What’s next for diamonds?

I see the industry becoming more accessible to people who have not traditionally had a seat at the table. At Cartier North America, we are looking at how we can apply diversity and inclusion to every part of our business. We are looking at everything from talent acquisition and employee experience, to our external partnerships, marketing, communications and our social impact. We are on a journey, and the first step of that journey in listening to our employees and our wider Cartier community about what they expect from us. I also believe it is important that our employees and clients understand why diversity, equity and inclusion matters to our brand and how they can actively be involved. This year we are focusing internally on employee education by providing our teams with formal and informal training and learning opportunities that cover all aspects of DEI. Externally, we are examining how we communicate and engage with the wide diversity of people who love and support the brand. Many fashion, accessory and jewelry trends have come from Black and Brown communities.
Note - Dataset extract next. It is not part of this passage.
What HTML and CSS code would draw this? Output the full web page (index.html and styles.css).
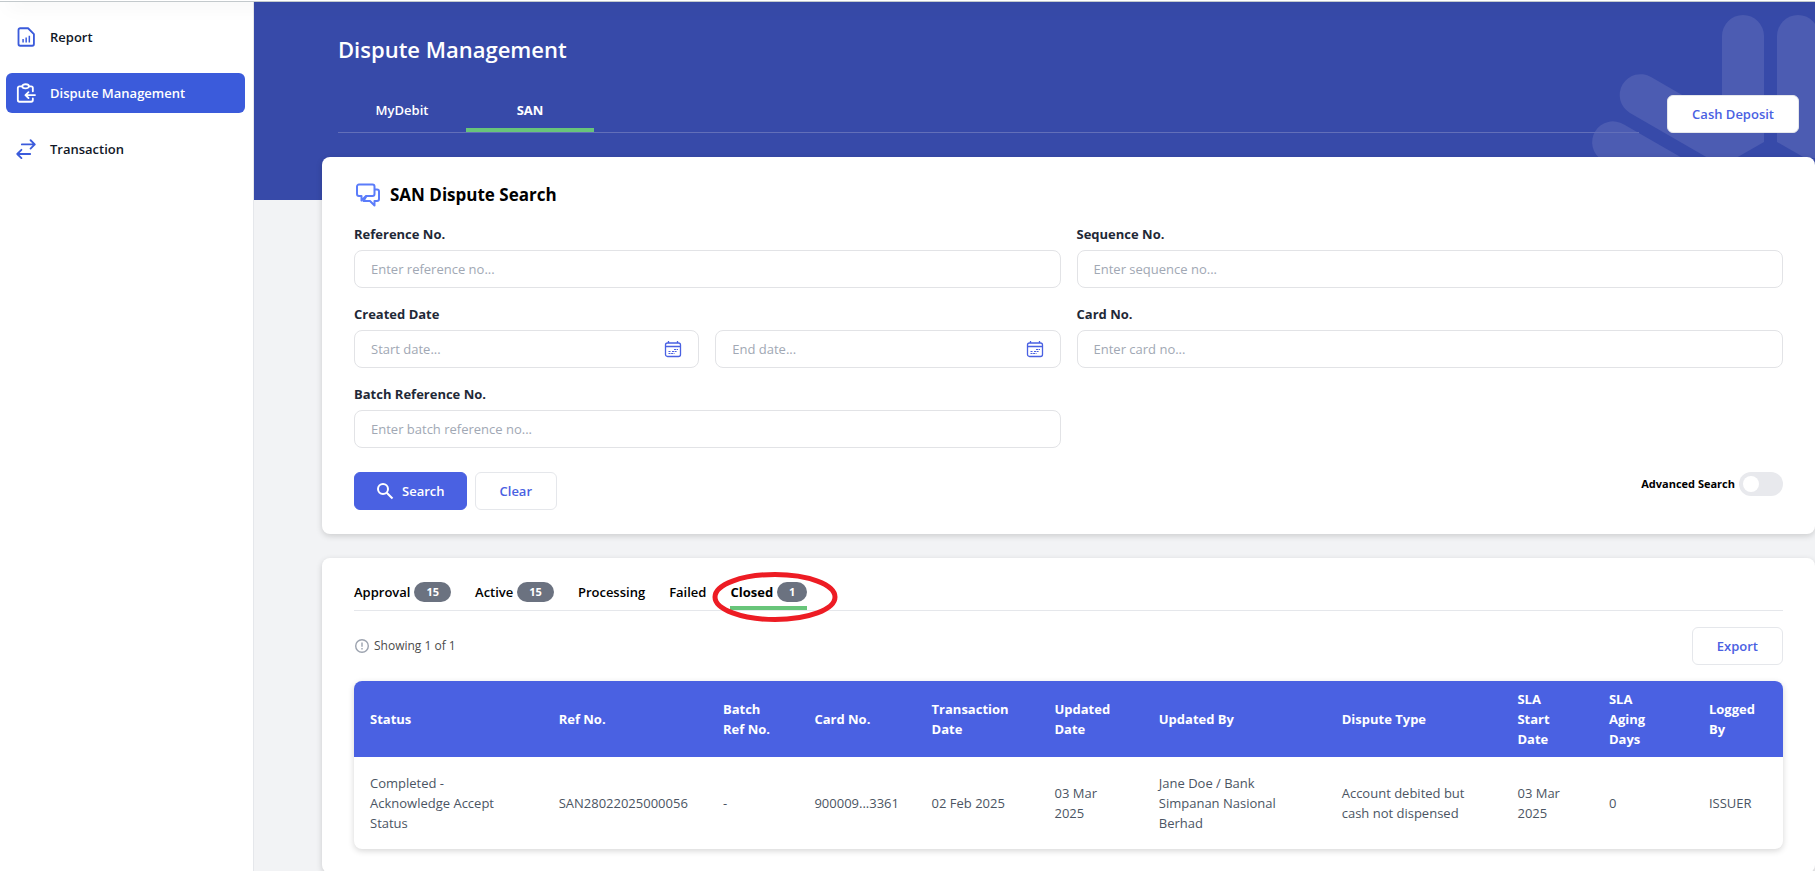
FILE: index.html
```html
<!DOCTYPE html>
<html lang="en">
<head>
<meta charset="utf-8">
<meta name="viewport" content="width=device-width, initial-scale=1">
<title>Dispute Management</title>
<link rel="stylesheet" href="styles.css">
</head>
<body>
<div class="topbar"></div>
<div class="app">
  <nav class="sidebar" aria-label="Main">
    <a class="nav-item" href="#">
      <svg class="nav-icon" viewBox="0 0 24 24" fill="none" stroke="currentColor" stroke-width="2.200" stroke-linejoin="round"><path d="M5 1.500h9.500L21.500 8.500v12a2 2 0 0 1-2 2H5a2 2 0 0 1-2-2v-17a2 2 0 0 1 2-2z"/><path d="M8.500 14.500V18.500M12.200 12.500V18.500M16 10.500V18.500" stroke-width="1.800"/></svg>
      Report
    </a>
    <a class="nav-item nav-item-active" href="#" aria-current="page">
      <svg class="nav-icon" viewBox="0 0 24 24" fill="none" stroke="currentColor" stroke-width="2.200" stroke-linejoin="round" stroke-linecap="round"><path d="M7.500 4H4.200a2 2 0 0 0-2 2v14.500a2 2 0 0 0 2 2h14a2 2 0 0 0 2-2v-2M15.500 4h2.700a2 2 0 0 1 2 2v4"/><ellipse cx="11.500" cy="4" rx="4" ry="2.500"/><path d="M22.800 14.500h-11.300M15 11l-3.700 3.500L15 18"/></svg>
      Dispute Management
    </a>
    <a class="nav-item" href="#">
      <svg class="nav-icon" viewBox="0 0 24 24" fill="none" stroke="currentColor" stroke-width="2.200" stroke-linejoin="round" stroke-linecap="round"><path d="M7 6.500H22.500M17.500 1.500L22.500 6.500 17.500 11.500M17 18H1.500M6.500 13L1.500 18 6.500 23"/></svg>
      Transaction
    </a>
  </nav>

  <main class="main">
    <header class="hero">
      <svg class="hero-art" viewBox="0 0 255 200" width="255" height="200" aria-hidden="true"><path d="M162 116V34a21 21 0 0 1 42 0V140L176 156H148L70 111A20 20 0 0 1 91 75Z"/><path d="M217 140V34a21 21 0 0 1 42 0V156H245Z"/><path d="M42 158A20.500 20.500 0 0 1 64 122.500L124 157V170H42Z"/></svg>
      <h1 class="hero-title">Dispute Management</h1>
      <div class="hero-row">
        <div class="hero-tabs" role="tablist">
          <button class="hero-tab" type="button" role="tab">MyDebit</button>
          <button class="hero-tab hero-tab-active" type="button" role="tab" aria-selected="true">SAN</button>
        </div>
        <button class="btn btn-outline" type="button">Cash Deposit</button>
      </div>
    </header>

    <div class="content">
      <section class="card">
        <h2 class="card-title">
          <svg class="card-icon" viewBox="0 0 24 24" fill="none" stroke="currentColor" stroke-width="2" stroke-linejoin="round"><path d="M3 1.500h13.500a2 2 0 0 1 2 2V11a2 2 0 0 1-2 2H10l-4.500 4.500V13H3a2 2 0 0 1-2-2V3.500a2 2 0 0 1 2-2z"/><path d="M18.500 6.500H21a2 2 0 0 1 2 2V16a2 2 0 0 1-2 2h-2.500v4.500L14 18H7.500l3-5"/></svg>
          SAN Dispute Search
        </h2>
        <form>
          <div class="fields">
            <div class="field">
              <label for="ref">Reference No.</label>
              <div class="box"><input id="ref" type="text" placeholder="Enter reference no..."></div>
            </div>
            <div class="field">
              <label for="seq">Sequence No.</label>
              <div class="box"><input id="seq" type="text" placeholder="Enter sequence no..."></div>
            </div>
            <div class="field">
              <label for="start">Created Date</label>
              <div class="dates">
                <div class="box">
                  <input id="start" type="text" placeholder="Start date...">
                  <svg class="cal" viewBox="0 0 18 18" fill="none" stroke="currentColor"><rect x="1.500" y="3" width="15" height="13.500" rx="2" stroke-width="1.300"/><path d="M1.500 6.500h15M4.500 1v2M13.500 1v2" stroke-width="1.300"/><path d="M10 9.500h4M8 11.500h5M4.500 11.500h2M4.500 13.500h6" stroke-dasharray="2 .600"/></svg>
                </div>
                <div class="box">
                  <input id="end" type="text" placeholder="End date..." aria-label="End date">
                  <svg class="cal" viewBox="0 0 18 18" fill="none" stroke="currentColor"><rect x="1.500" y="3" width="15" height="13.500" rx="2" stroke-width="1.300"/><path d="M1.500 6.500h15M4.500 1v2M13.500 1v2" stroke-width="1.300"/><path d="M10 9.500h4M8 11.500h5M4.500 11.500h2M4.500 13.500h6" stroke-dasharray="2 .600"/></svg>
                </div>
              </div>
            </div>
            <div class="field">
              <label for="card">Card No.</label>
              <div class="box"><input id="card" type="text" placeholder="Enter card no..."></div>
            </div>
            <div class="field">
              <label for="batch">Batch Reference No.</label>
              <div class="box"><input id="batch" type="text" placeholder="Enter batch reference no..."></div>
            </div>
          </div>
          <div class="actions">
            <button class="btn btn-primary" type="button">
              <svg class="search-icon" viewBox="0 0 18 18" fill="none" stroke="currentColor" stroke-width="2"><circle cx="7" cy="7" r="5"/><path d="M10.700 10.700L16.500 16.500"/></svg>
              Search
            </button>
            <button class="btn btn-outline" type="button">Clear</button>
            <label class="switch">Advanced Search<input type="checkbox" role="switch"></label>
          </div>
        </form>
      </section>

      <section class="card">
        <div class="tabs" role="tablist">
          <button class="tab" type="button" role="tab">Approval<span class="badge">15</span></button>
          <button class="tab" type="button" role="tab">Active<span class="badge">15</span></button>
          <button class="tab" type="button" role="tab">Processing</button>
          <button class="tab" type="button" role="tab">Failed</button>
          <button class="tab tab-active" type="button" role="tab" aria-selected="true">Closed<span class="badge">1</span>
            <svg class="marker" viewBox="0 0 126 52" width="126" height="52" fill="none" stroke="#ed1c24" stroke-width="5" aria-hidden="true"><ellipse cx="63" cy="26" rx="60" ry="22.500"/></svg>
          </button>
        </div>
        <div class="toolbar">
          <p class="count">
            <svg class="info" viewBox="0 0 16 16" fill="none" stroke="currentColor" stroke-width="1.400"><circle cx="8" cy="8" r="6.300"/><path d="M8 4.500v4.300M8 10v1.500"/></svg>
            Showing 1 of 1
          </p>
          <button class="btn btn-outline" type="button">Export</button>
        </div>
        <table class="table">
          <colgroup><col class="c-status"><col class="c-ref"><col class="c-batch"><col class="c-card"><col class="c-trans"><col class="c-updated"><col class="c-by"><col class="c-type"><col class="c-sla"><col class="c-aging"><col class="c-logged"></colgroup>
          <thead>
            <tr><th>Status</th><th>Ref No.</th><th>Batch Ref No.</th><th>Card No.</th><th>Transaction Date</th><th>Updated Date</th><th>Updated By</th><th>Dispute Type</th><th>SLA<br>Start<br>Date</th><th>SLA<br>Aging<br>Days</th><th>Logged By</th></tr>
          </thead>
          <tbody>
            <tr><td>Completed - Acknowledge Accept Status</td><td class="nowrap">SAN28022025000056</td><td>-</td><td>900009...3361</td><td>02 Feb 2025</td><td>03 Mar<br>2025</td><td>Jane Doe / Bank Simpanan Nasional Berhad</td><td>Account debited but cash not dispensed</td><td>03 Mar<br>2025</td><td>0</td><td>ISSUER</td></tr>
          </tbody>
        </table>
      </section>
    </div>
  </main>
</div>
</body>
</html>
```
FILE: styles.css
```css
*, *::before, *::after { box-sizing: border-box; }

body {
  margin: 0;
  height: 100vh;
  display: flex;
  flex-direction: column;
  overflow: hidden;
  background: #f2f3f5;
  color: #000;
  font: 13px/20px "Open Sans", "Noto Sans", sans-serif;
}

h1, h2, p { margin: 0; }
button, input { font: inherit; }
button { cursor: pointer; }

.topbar {
  position: relative;
  z-index: 2;
  flex: none;
  height: 2px;
  background: #fff;
  border-bottom: 1px solid #c3c9cc;
  box-shadow: 8px 2px 18px rgba(0, 0, 0, .22);
}

.app { flex: 1; min-height: 0; display: flex; }

/* Sidebar */
.sidebar {
  flex: none;
  width: 254px;
  padding: 15px 8px 0 6px;
  display: flex;
  flex-direction: column;
  gap: 16px;
  background: #fff;
  border-right: 1px solid #e5e7eb;
}
.nav-item {
  display: flex;
  align-items: center;
  gap: 14px;
  height: 40px;
  padding: 0 10px;
  border-radius: 6px;
  color: #111827;
  font-weight: 600;
  text-decoration: none;
}
.nav-icon { width: 20px; height: 20px; color: #3b5bdb; }
.nav-item-active { background: #3b5bdb; color: #fff; }
.nav-item-active .nav-icon { color: #fff; }

/* Page header */
.main { flex: 1; min-width: 0; overflow: hidden; }
.hero {
  position: relative;
  min-height: 198px;
  padding: 32px 16px 0 84px;
  background: #374aa9;
  overflow: hidden;
}
.hero-art { position: absolute; top: 0; right: 0; fill: #4c5cb2; }
.hero-title { color: #fff; font-size: 22px; line-height: 30px; font-weight: 600; }
.hero-row {
  position: relative;
  display: flex;
  align-items: flex-end;
  gap: 28px;
  margin-top: 24px;
}
.hero-tabs { flex: 1; display: flex; border-bottom: 1px solid #626fb9; }
.hero-tab {
  width: 128px;
  padding: 12px 0 8px;
  border: 0;
  border-bottom: 4px solid transparent;
  background: none;
  color: #fff;
  font-weight: 600;
}
.hero-tab-active { border-color: #68c57a; font-weight: 700; }

/* Buttons */
.btn {
  display: inline-flex;
  align-items: center;
  justify-content: center;
  height: 38px;
  padding: 0 24px;
  border: 1px solid #e5e7eb;
  border-radius: 6px;
  font-weight: 600;
}
.btn-outline { background: #fff; color: #4a61e2; }
.btn-primary { gap: 8px; padding: 0 21px; border-color: #4a61e2; background: #4a61e2; color: #fff; }
.search-icon { width: 18px; height: 18px; }

/* Cards */
.content {
  position: relative;
  display: flex;
  flex-direction: column;
  gap: 24px;
  margin-top: -43px;
  padding-left: 68px;
}
.card {
  padding: 24px 32px;
  border-radius: 8px;
  background: #fff;
  box-shadow: 0 2px 6px rgba(0, 0, 0, .16);
}
.card-title {
  display: flex;
  align-items: center;
  gap: 10px;
  margin-bottom: 14px;
  padding: 0 2px 1px;
  font-size: 17px;
  line-height: 28px;
  font-weight: 700;
}
.card-icon { width: 24px; height: 24px; color: #5b7cfa; }

/* Search form */
.fields { display: grid; grid-template-columns: 1fr 1fr; gap: 16px; }
.field { display: flex; flex-direction: column; gap: 6px; }
.field label { color: #1f2937; font-weight: 700; }
.dates { display: grid; grid-template-columns: 1fr 1fr; gap: 16px; }
.box {
  display: flex;
  align-items: center;
  height: 38px;
  padding: 0 16px;
  border: 1px solid #e2e3e6;
  border-radius: 8px;
  background: #fff;
}
.box input {
  flex: 1;
  min-width: 0;
  padding: 0;
  border: 0;
  outline: 0;
  background: none;
  color: #1f2937;
}
.box input::placeholder { color: #a1a8b4; opacity: 1; }
.cal { width: 18px; height: 18px; color: #4a61e2; }
.actions { display: flex; gap: 8px; margin-top: 24px; }
.switch {
  display: flex;
  align-items: center;
  gap: 4px;
  height: 24px;
  margin-left: auto;
  font-size: 11px;
  font-weight: 700;
}
.switch input {
  appearance: none;
  width: 44px;
  height: 24px;
  margin: 0;
  padding: 4px;
  border-radius: 12px;
  background: #e8e9ed;
}
.switch input::before {
  content: "";
  display: block;
  width: 16px;
  height: 16px;
  border-radius: 50%;
  background: #fff;
}
.switch input:checked { background: #4a61e2; }
.switch input:checked::before { margin-left: auto; }

/* Result tabs */
.tabs { display: flex; gap: 24px; border-bottom: 1px solid #e5e7eb; }
.tab {
  position: relative;
  display: flex;
  align-items: center;
  gap: 4px;
  padding: 0 0 4px;
  border: 0;
  border-bottom: 4px solid transparent;
  background: none;
  color: #000;
  font-weight: 600;
}
.tab-active { border-color: #68c57a; font-weight: 700; }
.badge {
  padding: 0 12px;
  border-radius: 10px;
  background: #6b7280;
  color: #fff;
  font-size: 11px;
  font-weight: 700;
}
.marker { position: absolute; top: -11px; left: -18px; pointer-events: none; }

.toolbar {
  display: flex;
  align-items: center;
  justify-content: space-between;
  margin: 16px 0;
}
.count { display: flex; align-items: center; gap: 4px; color: #4b4b4b; font-size: 12px; }
.info { width: 16px; height: 16px; color: #9ca3af; }

/* Table */
.table {
  width: 100%;
  table-layout: fixed;
  border-spacing: 0;
  border-radius: 8px;
  overflow: hidden;
  background: #fff;
  box-shadow: 0 2px 6px rgba(0, 0, 0, .16);
  text-align: left;
}
.table th { padding: 8px 16px; background: #4a61e2; color: #fff; font-weight: 700; }
.table td { padding: 16px; color: #4b5563; }
.table .nowrap { white-space: nowrap; }
.c-status { width: 13.2%; }
.c-ref { width: 11.5%; }
.c-batch { width: 6.4%; }
.c-card { width: 8.2%; }
.c-trans { width: 8.6%; }
.c-updated { width: 7.3%; }
.c-by { width: 12.8%; }
.c-type { width: 12.3%; }
.c-sla { width: 6.4%; }
.c-aging { width: 7%; }
.c-logged { width: 6.3%; }
```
How can we better engage them? How can we value and appreciate their contributions?

Première de Cartier sunglasses in smooth golden-finish metal, rectangular shape and gray lenses. Dimensions: 58 mm lenses, 17 mm bridge, 145 mm temples. Photo credit: Eugénie Baschet © Cartier

For example, we are exploring new ways to engage with Cartier consumers and influencers in Detroit, where Cartier eyewear is a big part of the culture. It started with rap artists in Detroit and quickly spread outside of the city to the American hip hop community. Today, the impact of this Detroit status symbol is seen globally. I believe that when a brand has this sort of connection with a community, the brand should explore ways to engage with the community. That is what we are doing, and I’m excited to be a part of this journey.